Last night we were thinking it’d been a while since we talked AQR Capital (and forever since any of the principals left a heated message for us). So we decided to see what was a poppin’ up in Greenwich. Turns out a lot! A little bird brings us up to speed:
AQR’s head of fixed income left yesterday. He was a star trader poached from Deutsche Bank three years ago. This is the second head of fixed income to depart the firm in a year.
They royally screwed people on bonuses last year and anybody who could has been walking out and even those without a back up are doing so. There have been at least five people who quit that place thus far this year without another job lined up. Probably because AQR enforces upon everyone (even junior analysts) a six month non-compete (so it’s in your advantage to walk ASAP if you recognize that there will be no payout).
They only have $20B total under management (this time last year it was $33B). About $19B of that is in managed account which only yields about 40bps in fees. And we all know the returns aren’t what they used to be.

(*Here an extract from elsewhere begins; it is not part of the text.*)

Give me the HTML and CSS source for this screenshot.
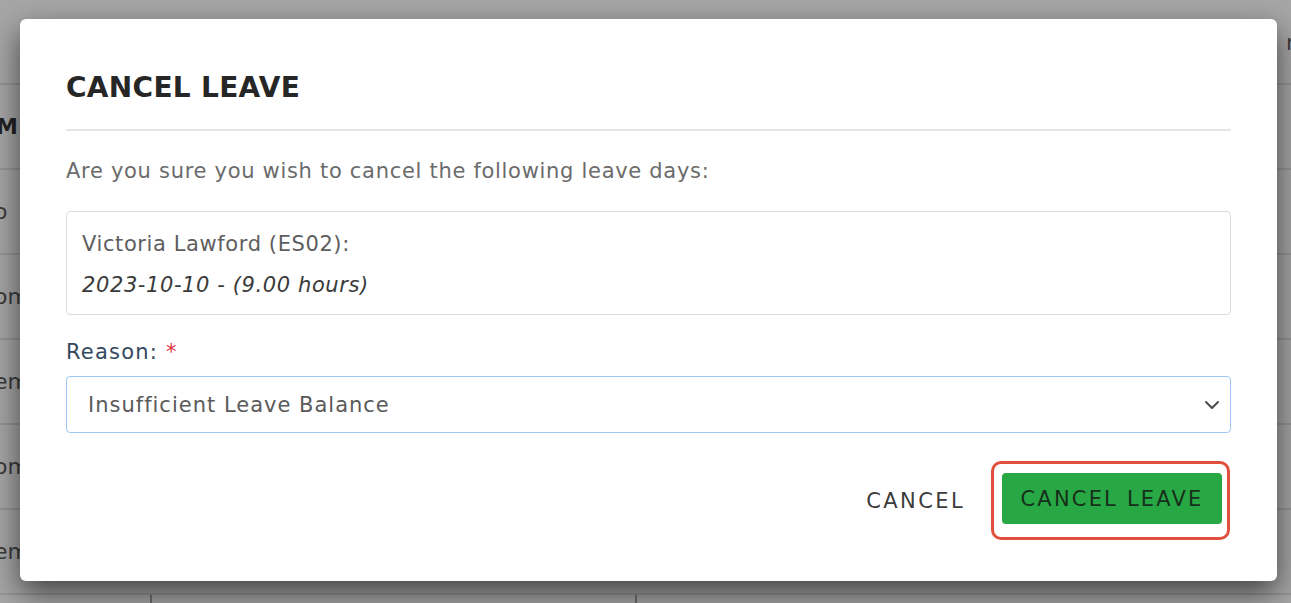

Calpers completely withdrew its money. The marketing guys used to love to boast how they had Calpers (although it was in long-only managed account and not in hedge funds) to potential investors. They’ve probably gone quiet on the bragging lately.
Oh yes, one more thing. AMG, 25% owner of AQR, ordered Cliffy to get anger management counseling after his warm posting on your site. Since then he has been seen in his office walking around with no shoes on, incense burning, and occasionally engaging in meditation sessions behind closed doors.